Self-help gurus say that destructive thoughts are a habit that can be changed with a bit of self-awareness. It’s good advice, but this year I decided to put a spin on that idea and started a positivity jar. How it works: any time a negative or deprecating thought enters my mind, I whisk it away with a non-judgmental, positive one, then I put money into a jar. It really helps to have a physical action that recognizes bad mental habits and reward positive efforts. It goes something like this:

Friend: You should buy the other dress — it’s looser around the mid-section.

Negative me: Is my stomach really that fat?

Positive me: I’ll look great in whichever dress I decide to buy! Well done, me. That positive thought was worth $2 that I’m going to put into my positivity jar.
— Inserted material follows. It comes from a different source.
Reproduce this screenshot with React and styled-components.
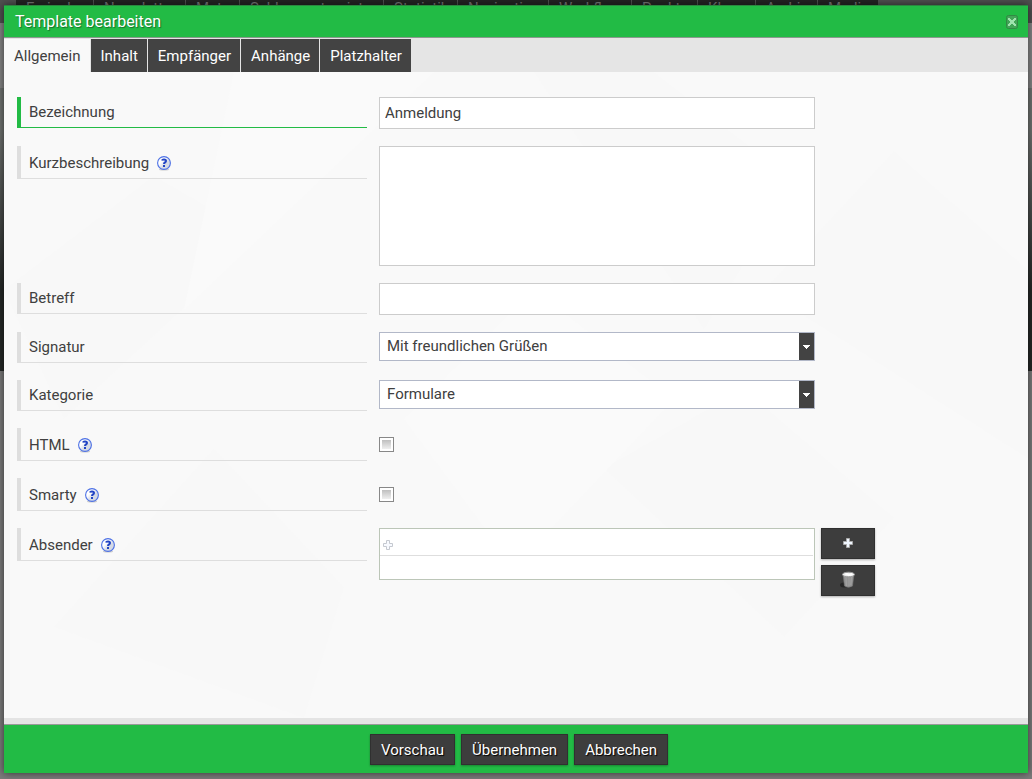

It’s that simple, and it works. I’m already starting to skip ‘Negative me’ and jump ahead to happy-go-lucky, ‘I’m fabulous’ me. Of course, I know for any lasting change, it will still take considerable effort to stick with it, but I remind myself that mental well-being is well worth it.

In case you’re wondering, I don’t actually carry around a big jar of coins with me. I keep a tally of my donations on my phone (though the thought of tugging around a money jar in my purse is amusing enough for me to consider doing). Then when I’ve reached $50, I’m going to take myself out for a congratulatory meal. So, if you’re struggling with negative thoughts and have a resolution to be kinder to yourself, try countering destructive thoughts with positive ones — and make the extra physical effort of noting your positive changes via a positivity jar.

You’ll be surprised at what a difference it can make.

What tactic do you use to embrace positivity?